Jurisprudence

Too Sexy for My Bosses

Why lawsuits based on looks discrimination—even good ones—are a bad idea.

Debrahlee Lorenzana 

Debrahlee Lorenzana made news this week with the unusual civil rights claim that her employer, Citigroup, has discriminated against her because she is a hottie. “At five-foot-six and 125 pounds … she is J-Lo curves meet Jessica Simpson rack meets Audrey Hepburn elegance—a head turning beauty,”drools the Village Voice. According to her lawsuit, Lorenzana is so smoking hot that her co-workers couldn’t concentrate on their jobs. Her bosses eventually demanded that she revamp—or, rather, de-vamp—her wardrobe: They banned tight pants, pencil skirts, high heels, and clingy turtlenecks. When Lorenzana pointed out that other women in her office wore more revealing clothes than she did, Lorenzana says her bosses replied, in essence: “Yeah, but they aren’t as hot as you are.” And when Lorenzana came to work, still looking just as jaw-droppingly sexy as ever, Citibank fired her. Believe it or not, Lorenzana is not the first person to claim in court that she’s too sexy for her job. In 2005 librarian Desiree Goodwin sued Harvard University for discrimination, complaining that she was denied promotions because she was “seen merely as a pretty girl who wore sexy outfits, low cut blouses, and tight pants.”
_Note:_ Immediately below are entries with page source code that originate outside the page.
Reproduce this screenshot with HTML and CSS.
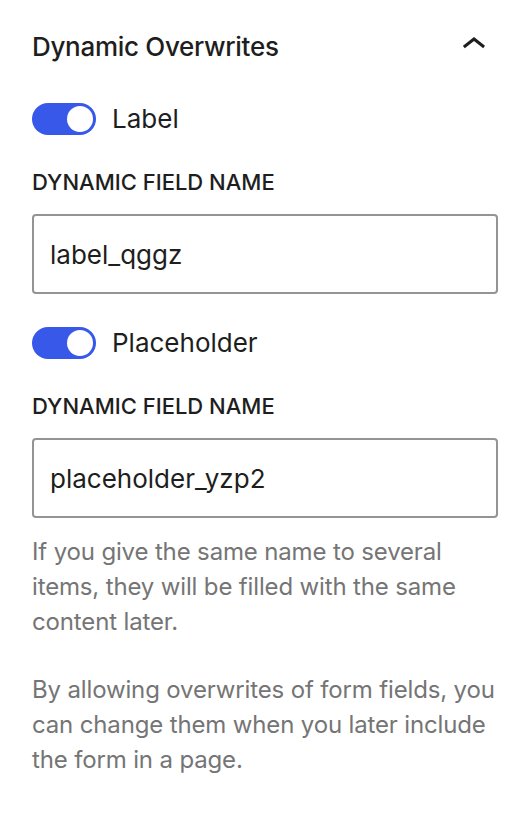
FILE: index.html
```html
<!DOCTYPE html>
<html lang="en">
<head>
<meta charset="utf-8">
<title>Dynamic Overwrites</title>
<link rel="stylesheet" href="styles.css">
</head>
<body>
<section class="panel">
  <header class="panel-header">
    <h2 class="panel-title">Dynamic Overwrites</h2>
    <svg class="chevron" viewBox="0 0 24 24" width="48" height="48" aria-hidden="true">
      <path d="M6.5 12.4L12 8l5.5 4.4-.9 1.2L12 10l-4.6 3.6-1-1.2z" fill="#1e1e1e"/>
    </svg>
  </header>

  <div class="toggle-row first">
    <span class="toggle"><span class="knob"></span></span>
    <span class="toggle-label">Label</span>
  </div>
  <div class="field-label">Dynamic field name</div>
  <div class="input">label_qggz</div>

  <div class="toggle-row">
    <span class="toggle"><span class="knob"></span></span>
    <span class="toggle-label">Placeholder</span>
  </div>
  <div class="field-label">Dynamic field name</div>
  <div class="input">placeholder_yzp2</div>

  <p class="help first-help">If you give the same name to several items, they will be filled with the same content later.</p>
  <p class="help">By allowing overwrites of form fields, you can change them when you later include the form in a page.</p>
</section>
</body>
</html>
```

FILE: styles.css
```css
html, body {
  margin: 0;
  padding: 0;
  background: #ffffff;
}

body {
  font-family: Inter, "Noto Sans", "Liberation Sans", sans-serif;
  color: #1e1e1e;
}

.panel {
  padding: 0 32px;
}

.panel-header {
  height: 93px;
  display: flex;
  align-items: center;
  justify-content: space-between;
}

.panel-title {
  margin: 0;
  font-size: 26px;
  font-weight: 500;
  line-height: 32px;
  letter-spacing: -0.3px;
}

.chevron {
  display: block;
  margin-top: -3px;
}

.toggle-row {
  display: flex;
  align-items: center;
  gap: 16px;
  margin-top: 33px;
  height: 32px;
}

.toggle-row.first {
  margin-top: 10px;
}

.toggle {
  position: relative;
  width: 64px;
  height: 32px;
  border-radius: 16px;
  background: #3858e9;
  flex: none;
}

.knob {
  position: absolute;
  top: 3px;
  left: 35px;
  width: 26px;
  height: 26px;
  border-radius: 50%;
  background: #ffffff;
}

.toggle-label {
  font-size: 26px;
  line-height: 32px;
}

.field-label {
  margin-top: 31px;
  font-size: 22px;
  font-weight: 500;
  line-height: 32px;
  text-transform: uppercase;
}

.input {
  margin-top: 16px;
  box-sizing: border-box;
  height: 80px;
  border: 2px solid #949494;
  border-radius: 4px;
  padding: 0 16px;
  display: flex;
  align-items: center;
  font-size: 26px;
}

.help {
  margin: 33px 0 0;
  font-size: 24px;
  line-height: 35px;
  letter-spacing: -0.15px;
  color: #757575;
}

.help.first-help {
  margin-top: 16px;
}
```
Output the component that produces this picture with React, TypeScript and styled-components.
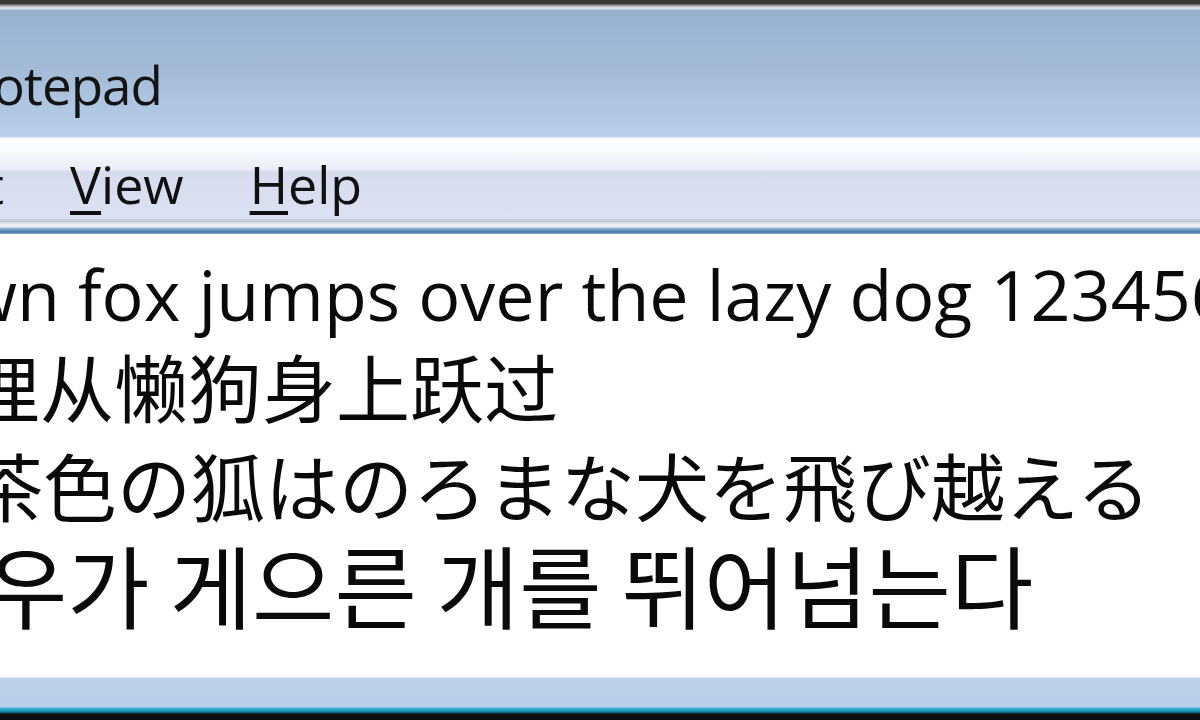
import { useLayoutEffect, useRef, useState, type ReactNode } from 'react';
import styled, { createGlobalStyle } from 'styled-components';

const GlobalStyle = createGlobalStyle`
  html, body {
    margin: 0;
    padding: 0;
    background: #ffffff;
    overflow: hidden;
  }
`;

const UI_FONT = `"Open Sans", "Noto Sans", sans-serif`;

const Window = styled.div`
  width: 1200px;
  height: 720px;
  display: flex;
  flex-direction: column;
  overflow: hidden;
  background: #ffffff;
`;

const FrameTop = styled.div`
  height: 10px;
  flex: none;
  background: linear-gradient(
    to bottom,
    #363636 0px,
    #3a3a3a 4px,
    #8d8d8d 5px,
    #c9ced4 7px,
    #e4ebf2 8px,
    #b3c6dc 10px
  );
`;

const TitleBar = styled.div`
  height: 127px;
  flex: none;
  overflow: hidden;
  background: linear-gradient(to bottom, #97b1cf 0%, #a4bcd8 50%, #b8d0ea 100%);
`;

const ShiftRow = styled.div`
  position: relative;
  white-space: pre;
  width: max-content;
`;

const TitleText = styled(ShiftRow)`
  padding-top: 38px;
  font-family: ${UI_FONT};
  font-size: 53px;
  line-height: 74px;
  letter-spacing: -1px;
  color: #141414;
`;

const MenuBar = styled.div`
  height: 82px;
  flex: none;
  overflow: hidden;
  background: linear-gradient(
    to bottom,
    #dbe6f3 0px,
    #fdfdfe 2px,
    #fbfcfd 12px,
    #eceef8 31px,
    #e6e9f5 33px,
    #d6dbee 35px,
    #dce2f3 82px
  );
`;

const MenuRow = styled(ShiftRow)`
  display: flex;
  padding-top: 12px;
`;

const MenuItem = styled.span`
  padding: 0 33px;
  font-family: ${UI_FONT};
  font-size: 52px;
  line-height: 70px;
  color: #111111;
`;

const Mnemonic = styled.span`
  text-decoration: underline;
  text-decoration-thickness: 4px;
  text-underline-offset: 7px;
`;

const MenuEdge = styled.div`
  height: 15px;
  flex: none;
  background: linear-gradient(
    to bottom,
    #c4c9d6 0px,
    #c9cedb 3px,
    #e9ecf3 5px,
    #eef1f6 8px,
    #9ab6d4 9px,
    #6f98c1 11px,
    #4778a8 13px,
    #8fb0d2 15px
  );
`;

const EditArea = styled.div`
  flex: 1;
  overflow: hidden;
  padding-top: 20px;
  background: #ffffff;
`;

const TextLine = styled(ShiftRow)<{ $size: number; $lh: number; $font: string }>`
  font-family: ${(p) => p.$font};
  font-size: ${(p) => p.$size}px;
  line-height: ${(p) => p.$lh}px;
  height: ${(p) => p.$lh}px;
  color: #0a0a0a;
`;

const StatusEdge = styled.div`
  height: 43px;
  flex: none;
  background: linear-gradient(
    to bottom,
    #e1ebf5 0px,
    #bcd1e9 2px,
    #b8cde7 30px,
    #4bb3d0 31px,
    #1fa6c6 33px,
    #137a93 35px,
    #0e1418 37px,
    #0b0b0b 43px
  );
`;

// keeps one part of a clipped row at a fixed x, like a scrolled view
const Shifted = ({
  as: Row,
  target,
  before,
  anchor,
  after,
  rowProps,
}: {
  as: typeof ShiftRow | typeof TextLine | typeof TitleText | typeof MenuRow;
  target: number;
  before: ReactNode;
  anchor: ReactNode;
  after?: ReactNode;
  rowProps?: Record<string, unknown>;
}) => {
  const rowRef = useRef<HTMLDivElement>(null);
  const anchorRef = useRef<HTMLSpanElement>(null);
  const [shift, setShift] = useState(0);

  useLayoutEffect(() => {
    const measure = () => {
      if (!rowRef.current || !anchorRef.current) return;
      const row = rowRef.current.getBoundingClientRect();
      const a = anchorRef.current.getBoundingClientRect();
      setShift(target - (a.left - row.left));
    };
    measure();
    document.fonts?.ready.then(measure);
  }, [target]);

  const AnyRow = Row as any;
  return (
    <AnyRow ref={rowRef} style={{ marginLeft: shift }} {...rowProps}>
      {before}
      <span ref={anchorRef}>{anchor}</span>
      {after}
    </AnyRow>
  );
};

const LATIN = `"Open Sans", "Noto Sans CJK SC", sans-serif`;

const lines = [
  {
    hidden: 'The quick brown ',
    shown: 'fox jumps over the lazy dog 1234567890',
    target: 78,
    size: 70,
    lh: 81,
    font: LATIN,
  },
  {
    hidden: '敏捷的棕色狐狸',
    shown: '从懒狗身上跃过',
    target: 40,
    size: 74,
    lh: 99,
    font: `"Noto Sans CJK SC", "Open Sans", sans-serif`,
  },
  {
    hidden: '素早い茶',
    shown: '色の狐はのろまな犬を飛び越える',
    target: 43,
    size: 74,
    lh: 99,
    font: `"Noto Sans CJK JP", "Open Sans", sans-serif`,
  },
  {
    hidden: '빠른 갈색 여',
    shown: '우가 게으른 개를 뛰어넘는다',
    target: -15,
    size: 89.5,
    lh: 100,
    font: `"Noto Sans CJK KR", "Open Sans", sans-serif`,
  },
];

export default function App() {
  return (
    <Window>
      <GlobalStyle />
      <FrameTop />
      <TitleBar>
        <Shifted as={TitleText} target={24} before="Untitled - No" anchor="tepad" />
      </TitleBar>
      <MenuBar>
        <Shifted
          as={MenuRow}
          target={37}
          before={
            <>
              <MenuItem>
                <Mnemonic>F</Mnemonic>ile
              </MenuItem>
              <MenuItem>
                <Mnemonic>E</Mnemonic>dit
              </MenuItem>
              <MenuItem>
                F<Mnemonic>o</Mnemonic>rmat
              </MenuItem>
            </>
          }
          anchor={
            <MenuItem>
              <Mnemonic>V</Mnemonic>iew
            </MenuItem>
          }
          after={
            <MenuItem>
              <Mnemonic>H</Mnemonic>elp
            </MenuItem>
          }
        />
      </MenuBar>
      <MenuEdge />
      <EditArea>
        {lines.map((l) => (
          <Shifted
            key={l.shown}
            as={TextLine}
            target={l.target}
            before={l.hidden}
            anchor={l.shown}
            rowProps={{ $size: l.size, $lh: l.lh, $font: l.font }}
          />
        ))}
      </EditArea>
      <StatusEdge />
    </Window>
  );
}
Don’t hate me because I’m beautiful isn’t the best line to inspire public sympathy, much less to begin your complaint for employment discrimination. But Lorenzana might have stronger arguments than her crippling gorgeousness: For instance, she claims her supervisors refused to enroll her in the training sessions she needed to do her job; handed off clients she had cultivated to men, then dinged her for not bringing in enough business; and fabricated incidents of tardiness as an excuse to put her on probation. This sounds like straightforward sex discrimination and harassment. In other words, if these more straightforward claims are true, the whole sexy wardrobe issues are a pointless—if headline-grabbing—distraction.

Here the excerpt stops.